— BEGIN RECORDED DATA —

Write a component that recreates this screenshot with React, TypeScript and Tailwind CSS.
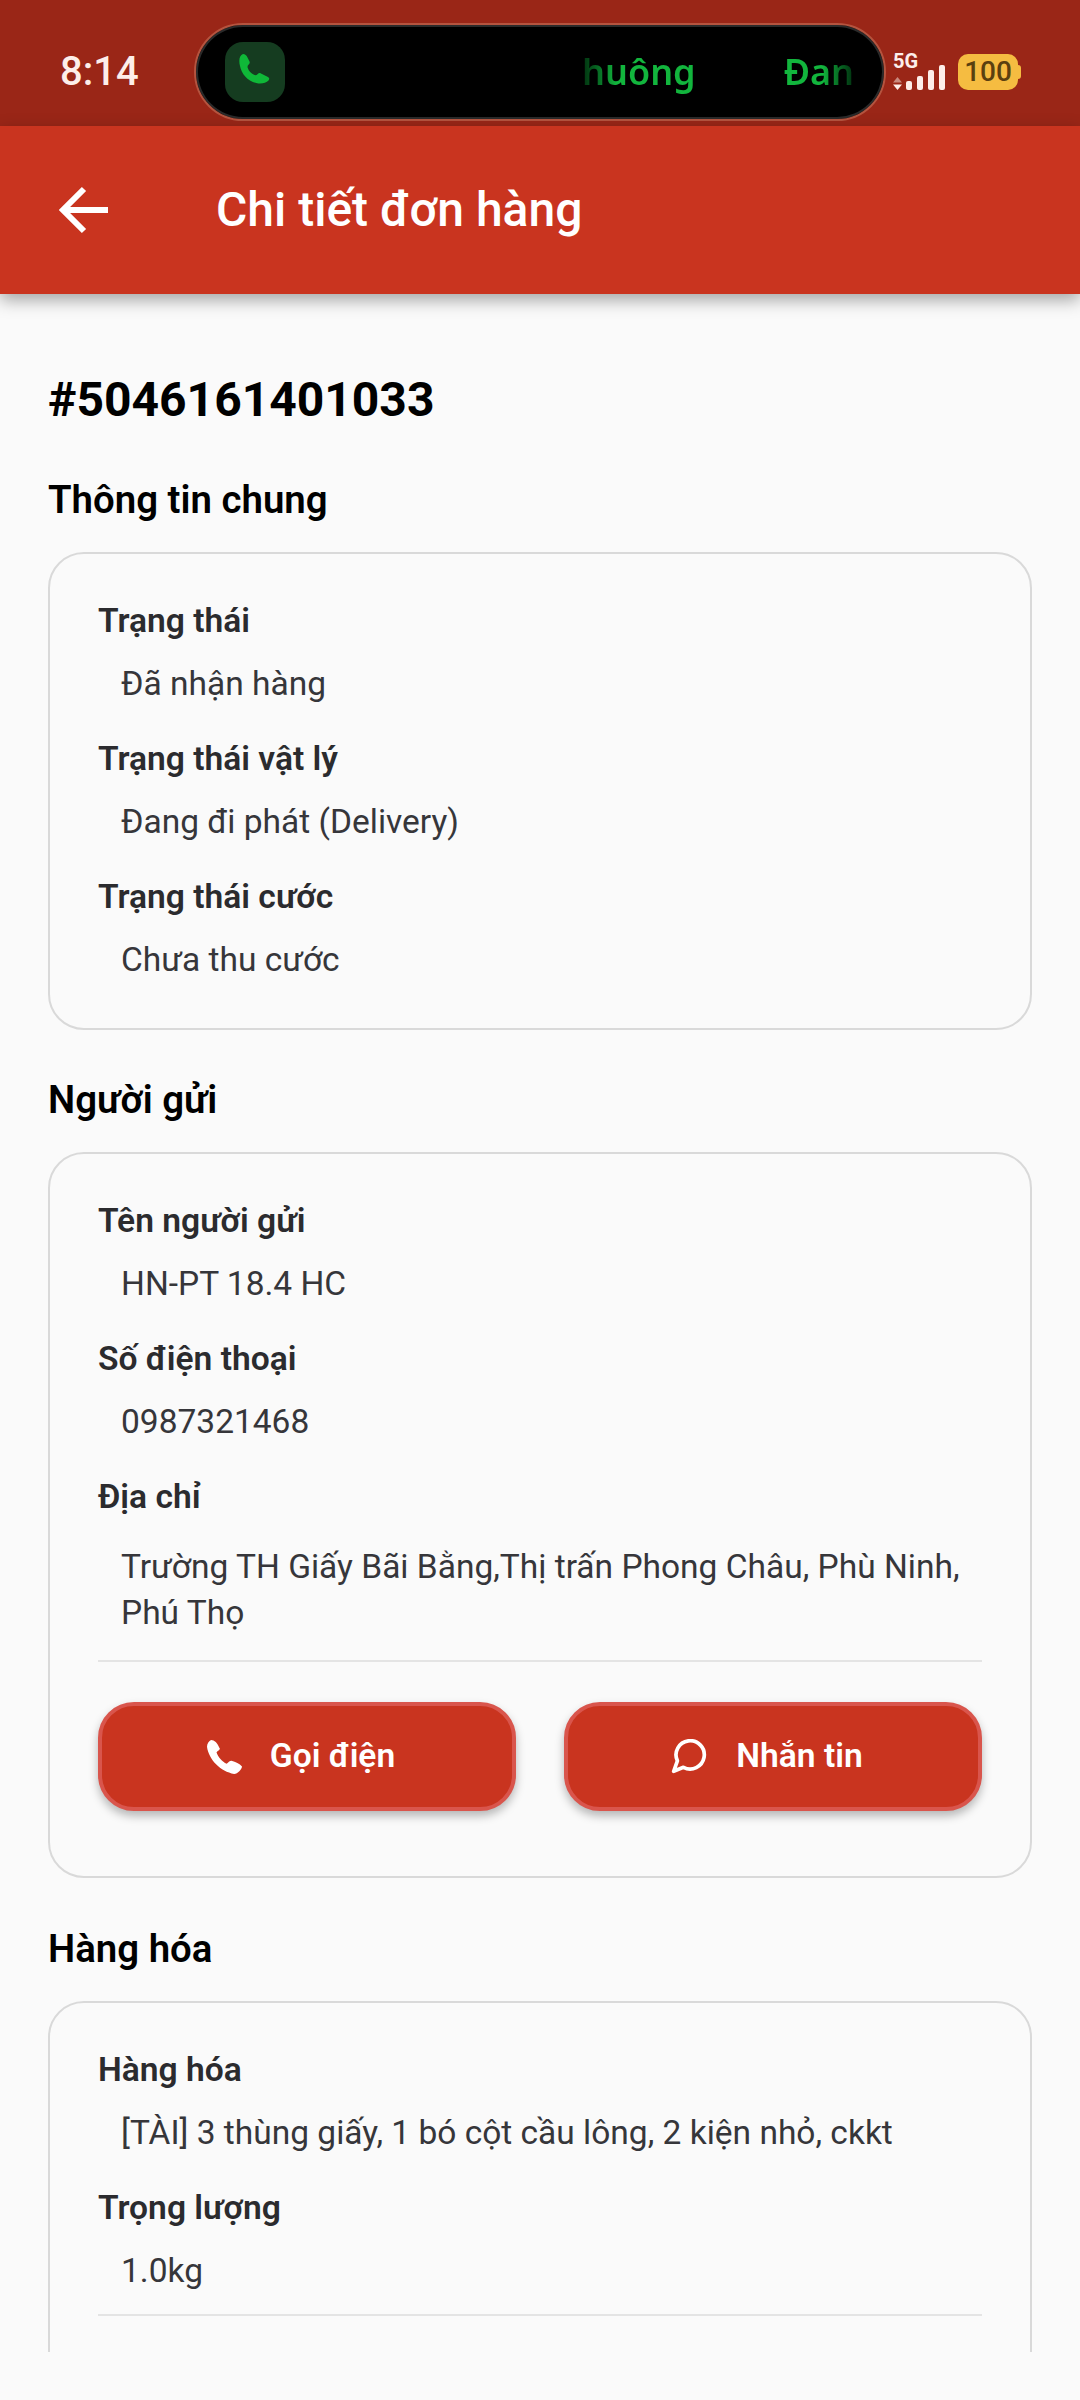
import React from "react";

type Row = { label: string; value: string[]; tall?: boolean };

const generalRows: Row[] = [
  { label: "Trạng thái", value: ["Đã nhận hàng"] },
  { label: "Trạng thái vật lý", value: ["Đang đi phát (Delivery)"] },
  { label: "Trạng thái cước", value: ["Chưa thu cước"] },
];

const senderRows: Row[] = [
  { label: "Tên người gửi", value: ["HN-PT 18.4 HC"] },
  { label: "Số điện thoại", value: ["0987321468"] },
  { label: "Địa chỉ", value: ["Trường TH Giấy Bãi Bằng,Thị trấn Phong Châu, Phù Ninh,", "Phú Thọ"], tall: true },
];

const goodsRows: Row[] = [
  { label: "Hàng hóa", value: ["[TÀI] 3 thùng giấy, 1 bó cột cầu lông, 2 kiện nhỏ, ckkt"] },
  { label: "Trọng lượng", value: ["1.0kg"] },
];

const InfoRows: React.FC<{ rows: Row[] }> = ({ rows }) => (
  <div className="flex flex-col gap-[29px]">
    {rows.map((row) => (
      <div key={row.label} className="flex flex-col gap-[17px]">
        <div className="h-[46px] text-[33.6px] leading-[46px] font-semibold text-[#2b2b2e]">{row.label}</div>
        <div className={row.tall ? "pt-[7px] pl-[23px] text-[33.5px] leading-[46px] text-[#36363a]" : "pl-[23px] text-[33.5px] leading-[46px] text-[#36363a]"}>
          {row.value.map((line) => (
            <div key={line} className="whitespace-nowrap">{line}</div>
          ))}
        </div>
      </div>
    ))}
  </div>
);

const SectionTitle: React.FC<{ children: React.ReactNode }> = ({ children }) => (
  <h2 className="mb-[32px] h-[44px] text-[38.4px] leading-[47px] font-semibold text-black">{children}</h2>
);

const ActionButton: React.FC<{ icon: React.ReactNode; label: string }> = ({ icon, label }) => (
  <button className="flex h-[109px] flex-1 items-center justify-center gap-[28px] rounded-[36px] border-[4px] border-[#d9554c] bg-[#c9341f] pr-[12px] text-[33.6px] font-semibold text-white shadow-[0_5px_10px_rgba(0,0,0,0.28)]">
    {icon}
    <span>{label}</span>
  </button>
);

const StatusBar: React.FC = () => (
  <div className="flex h-[126px] items-center bg-[#9a2617] pt-[18px]">
    <span className="ml-[60px] w-[134px] shrink-0 text-[40px] font-medium text-[#fdeeea]">8:14</span>
    {/* dynamic island */}
    <div className="flex h-[98px] w-[692px] shrink-0 items-center rounded-[49px] border-[2px] border-[#b5543f] bg-black pl-[29px] shadow-[inset_0_0_0_2px_#2a2a2a]">
      <div className="flex h-[60px] w-[60px] shrink-0 items-center justify-center rounded-[18px] bg-[#153c20]">
        <svg width="38" height="38" viewBox="0 0 38 38">
          <path
            d="M7 1c2 0 3.500 1.500 4.500 3.500l2 4c.5 1 .2 2-.8 3-1.200 1-1.400 2-.9 3.500 1 3 3.200 5.500 6.200 6.800 1.500.6 2.500.4 3.500-.6 1-1 2-1.400 3-1l7 3.500c2 1 2.200 2.500 1 3.800-2 2-6 3.500-10 3-10-1.500-17-9-18.500-17.500C2.500 7 3.500 2 7 1z"
            fill="#0fb838"
          />
        </svg>
      </div>
      <span className="ml-[297px] bg-linear-to-r from-[#02300f] via-[#12b53d] via-30% to-[#12b53d] bg-clip-text font-['Noto_Sans',sans-serif] text-[36px] font-semibold text-transparent">
        huông
      </span>
      <span className="ml-[88px] bg-linear-to-r from-[#12b53d] via-[#12b53d] via-55% to-[#02300f] bg-clip-text font-['Noto_Sans',sans-serif] text-[36px] font-semibold text-transparent">
        Đan
      </span>
    </div>
    {/* network + battery */}
    <div className="ml-[7px] flex h-[36px] w-[57px] shrink-0 flex-col justify-between">
      <span className="h-[15px] text-[20px] leading-[15px] font-bold text-[#fdeeea]">5G</span>
      <div className="-mt-[4px] flex items-end gap-[5px]">
        <svg width="9" height="13" viewBox="0 0 9 13" className="-mr-[1px]">
          <path d="M4.500 0 9 5.500H0z" fill="#c98a7f" />
          <path d="M0 7.500h9L4.500 13z" fill="#fdeeea" />
        </svg>
        <div className="h-[9px] w-[6px] rounded-[2px] bg-[#fdeeea]" />
        <div className="h-[14px] w-[6px] rounded-[2px] bg-[#fdeeea]" />
        <div className="h-[20px] w-[6px] rounded-[2px] bg-[#fdeeea]" />
        <div className="h-[25px] w-[6px] rounded-[2px] bg-[#fdeeea]" />
      </div>
    </div>
    <div className="ml-[8px] flex items-center">
      <div className="flex h-[36px] w-[60px] items-center justify-center rounded-[10px] bg-[#f5bc41] text-[28px] font-medium text-[#5a400f]">
        100
      </div>
      <div className="h-[14px] w-[3px] rounded-r-[3px] bg-[#f5bc41]" />
    </div>
  </div>
);

export default function App() {
  return (
    <div className="h-[2400px] w-[1080px] overflow-hidden bg-[#fafafa] font-['Roboto',sans-serif]">
      <StatusBar />
      <header className="relative z-10 flex h-[168px] items-center bg-[#c9341f] shadow-[0_6px_16px_rgba(0,0,0,0.35)]">
        <svg width="56" height="56" viewBox="0 0 56 56" className="ml-[56px]" fill="none" stroke="white" strokeWidth="6">
          <path d="M52 28H8M28 7 7 28 28 49" />
        </svg>
        <h1 className="ml-[104px] text-[48px] font-medium text-white">Chi tiết đơn hàng</h1>
      </header>

      <main className="h-[2058px] overflow-hidden px-[48px]">
        <div className="mt-[78px] mb-[48px] h-[56px] text-[48px] leading-[56px] font-bold text-black">#5046161401033</div>

        <SectionTitle>Thông tin chung</SectionTitle>
        <section className="mb-[46px] rounded-[36px] border-2 border-[#d9d9d9] px-[48px] pt-[44px] pb-[45px]">
          <InfoRows rows={generalRows} />
        </section>

        <SectionTitle>Người gửi</SectionTitle>
        <section className="mb-[47px] rounded-[36px] border-2 border-[#d9d9d9] px-[48px] pt-[44px] pb-[65px]">
          <InfoRows rows={senderRows} />
          <div className="mt-[24px] h-[2px] bg-[#e4e4e4]" />
          <div className="mt-[40px] flex gap-[48px]">
            <ActionButton
              label="Gọi điện"
              icon={
                <svg width="35" height="34" viewBox="50 42 103 100">
                  <path
                    d="M62 42C72 42 80 50 88 68C86 74 80 75 78 78C82 92 95 106 108 112C113 108 116 103 122 103C134 106 146 112 153 120C153 128 140 142 130 142C90 135 55 100 50 62C50 52 56 45 62 42Z"
                    fill="white"
                  />
                </svg>
              }
            />
            <ActionButton
              label="Nhắn tin"
              icon={
                <svg width="37" height="35" viewBox="38 48 110 104" fill="none" stroke="white" strokeWidth="11" strokeLinejoin="round">
                  <path d="M75 132A42 42 0 1 0 57 113L46 144Z" />
                </svg>
              }
            />
          </div>
        </section>

        <SectionTitle>Hàng hóa</SectionTitle>
        <section className="rounded-[36px] border-2 border-[#d9d9d9] px-[48px] pt-[44px] pb-[120px]">
          <InfoRows rows={goodsRows} />
          <div className="mt-[20px] h-[2px] bg-[#e4e4e4]" />
        </section>
      </main>
    </div>
  );
}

— END RECORDED DATA —

## THE PROBLEM
From start to finish, output the listing exactly, but omit its pictures.

## THE ANSWER
Write a component that recreates this screenshot with React, TypeScript and Tailwind CSS.
import React from "react";

type Row = { label: string; value: string[]; tall?: boolean };

const generalRows: Row[] = [
  { label: "Trạng thái", value: ["Đã nhận hàng"] },
  { label: "Trạng thái vật lý", value: ["Đang đi phát (Delivery)"] },
  { label: "Trạng thái cước", value: ["Chưa thu cước"] },
];

const senderRows: Row[] = [
  { label: "Tên người gửi", value: ["HN-PT 18.4 HC"] },
  { label: "Số điện thoại", value: ["0987321468"] },
  { label: "Địa chỉ", value: ["Trường TH Giấy Bãi Bằng,Thị trấn Phong Châu, Phù Ninh,", "Phú Thọ"], tall: true },
];

const goodsRows: Row[] = [
  { label: "Hàng hóa", value: ["[TÀI] 3 thùng giấy, 1 bó cột cầu lông, 2 kiện nhỏ, ckkt"] },
  { label: "Trọng lượng", value: ["1.0kg"] },
];

const InfoRows: React.FC<{ rows: Row[] }> = ({ rows }) => (
  <div className="flex flex-col gap-[29px]">
    {rows.map((row) => (
      <div key={row.label} className="flex flex-col gap-[17px]">
        <div className="h-[46px] text-[33.6px] leading-[46px] font-semibold text-[#2b2b2e]">{row.label}</div>
        <div className={row.tall ? "pt-[7px] pl-[23px] text-[33.5px] leading-[46px] text-[#36363a]" : "pl-[23px] text-[33.5px] leading-[46px] text-[#36363a]"}>
          {row.value.map((line) => (
            <div key={line} className="whitespace-nowrap">{line}</div>
          ))}
        </div>
      </div>
    ))}
  </div>
);

const SectionTitle: React.FC<{ children: React.ReactNode }> = ({ children }) => (
  <h2 className="mb-[32px] h-[44px] text-[38.4px] leading-[47px] font-semibold text-black">{children}</h2>
);

const ActionButton: React.FC<{ icon: React.ReactNode; label: string }> = ({ icon, label }) => (
  <button className="flex h-[109px] flex-1 items-center justify-center gap-[28px] rounded-[36px] border-[4px] border-[#d9554c] bg-[#c9341f] pr-[12px] text-[33.6px] font-semibold text-white shadow-[0_5px_10px_rgba(0,0,0,0.28)]">
    {icon}
    <span>{label}</span>
  </button>
);

const StatusBar: React.FC = () => (
  <div className="flex h-[126px] items-center bg-[#9a2617] pt-[18px]">
    <span className="ml-[60px] w-[134px] shrink-0 text-[40px] font-medium text-[#fdeeea]">8:14</span>
    {/* dynamic island */}
    <div className="flex h-[98px] w-[692px] shrink-0 items-center rounded-[49px] border-[2px] border-[#b5543f] bg-black pl-[29px] shadow-[inset_0_0_0_2px_#2a2a2a]">
      <div className="flex h-[60px] w-[60px] shrink-0 items-center justify-center rounded-[18px] bg-[#153c20]">
        <svg width="38" height="38" viewBox="0 0 38 38">
          <path
            d="M7 1c2 0 3.500 1.500 4.500 3.500l2 4c.5 1 .2 2-.8 3-1.200 1-1.400 2-.9 3.500 1 3 3.200 5.500 6.200 6.800 1.500.6 2.500.4 3.500-.6 1-1 2-1.400 3-1l7 3.500c2 1 2.200 2.500 1 3.800-2 2-6 3.500-10 3-10-1.500-17-9-18.500-17.500C2.500 7 3.500 2 7 1z"
            fill="#0fb838"
          />
        </svg>
      </div>
      <span className="ml-[297px] bg-linear-to-r from-[#02300f] via-[#12b53d] via-30% to-[#12b53d] bg-clip-text font-['Noto_Sans',sans-serif] text-[36px] font-semibold text-transparent">
        huông
      </span>
      <span className="ml-[88px] bg-linear-to-r from-[#12b53d] via-[#12b53d] via-55% to-[#02300f] bg-clip-text font-['Noto_Sans',sans-serif] text-[36px] font-semibold text-transparent">
        Đan
      </span>
    </div>
    {/* network + battery */}
    <div className="ml-[7px] flex h-[36px] w-[57px] shrink-0 flex-col justify-between">
      <span className="h-[15px] text-[20px] leading-[15px] font-bold text-[#fdeeea]">5G</span>
      <div className="-mt-[4px] flex items-end gap-[5px]">
        <svg width="9" height="13" viewBox="0 0 9 13" className="-mr-[1px]">
          <path d="M4.500 0 9 5.500H0z" fill="#c98a7f" />
          <path d="M0 7.500h9L4.500 13z" fill="#fdeeea" />
        </svg>
        <div className="h-[9px] w-[6px] rounded-[2px] bg-[#fdeeea]" />
        <div className="h-[14px] w-[6px] rounded-[2px] bg-[#fdeeea]" />
        <div className="h-[20px] w-[6px] rounded-[2px] bg-[#fdeeea]" />
        <div className="h-[25px] w-[6px] rounded-[2px] bg-[#fdeeea]" />
      </div>
    </div>
    <div className="ml-[8px] flex items-center">
      <div className="flex h-[36px] w-[60px] items-center justify-center rounded-[10px] bg-[#f5bc41] text-[28px] font-medium text-[#5a400f]">
        100
      </div>
      <div className="h-[14px] w-[3px] rounded-r-[3px] bg-[#f5bc41]" />
    </div>
  </div>
);

export default function App() {
  return (
    <div className="h-[2400px] w-[1080px] overflow-hidden bg-[#fafafa] font-['Roboto',sans-serif]">
      <StatusBar />
      <header className="relative z-10 flex h-[168px] items-center bg-[#c9341f] shadow-[0_6px_16px_rgba(0,0,0,0.35)]">
        <svg width="56" height="56" viewBox="0 0 56 56" className="ml-[56px]" fill="none" stroke="white" strokeWidth="6">
          <path d="M52 28H8M28 7 7 28 28 49" />
        </svg>
        <h1 className="ml-[104px] text-[48px] font-medium text-white">Chi tiết đơn hàng</h1>
      </header>

      <main className="h-[2058px] overflow-hidden px-[48px]">
        <div className="mt-[78px] mb-[48px] h-[56px] text-[48px] leading-[56px] font-bold text-black">#5046161401033</div>

        <SectionTitle>Thông tin chung</SectionTitle>
        <section className="mb-[46px] rounded-[36px] border-2 border-[#d9d9d9] px-[48px] pt-[44px] pb-[45px]">
          <InfoRows rows={generalRows} />
        </section>

        <SectionTitle>Người gửi</SectionTitle>
        <section className="mb-[47px] rounded-[36px] border-2 border-[#d9d9d9] px-[48px] pt-[44px] pb-[65px]">
          <InfoRows rows={senderRows} />
          <div className="mt-[24px] h-[2px] bg-[#e4e4e4]" />
          <div className="mt-[40px] flex gap-[48px]">
            <ActionButton
              label="Gọi điện"
              icon={
                <svg width="35" height="34" viewBox="50 42 103 100">
                  <path
                    d="M62 42C72 42 80 50 88 68C86 74 80 75 78 78C82 92 95 106 108 112C113 108 116 103 122 103C134 106 146 112 153 120C153 128 140 142 130 142C90 135 55 100 50 62C50 52 56 45 62 42Z"
                    fill="white"
                  />
                </svg>
              }
            />
            <ActionButton
              label="Nhắn tin"
              icon={
                <svg width="37" height="35" viewBox="38 48 110 104" fill="none" stroke="white" strokeWidth="11" strokeLinejoin="round">
                  <path d="M75 132A42 42 0 1 0 57 113L46 144Z" />
                </svg>
              }
            />
          </div>
        </section>

        <SectionTitle>Hàng hóa</SectionTitle>
        <section className="rounded-[36px] border-2 border-[#d9d9d9] px-[48px] pt-[44px] pb-[120px]">
          <InfoRows rows={goodsRows} />
          <div className="mt-[20px] h-[2px] bg-[#e4e4e4]" />
        </section>
      </main>
    </div>
  );
}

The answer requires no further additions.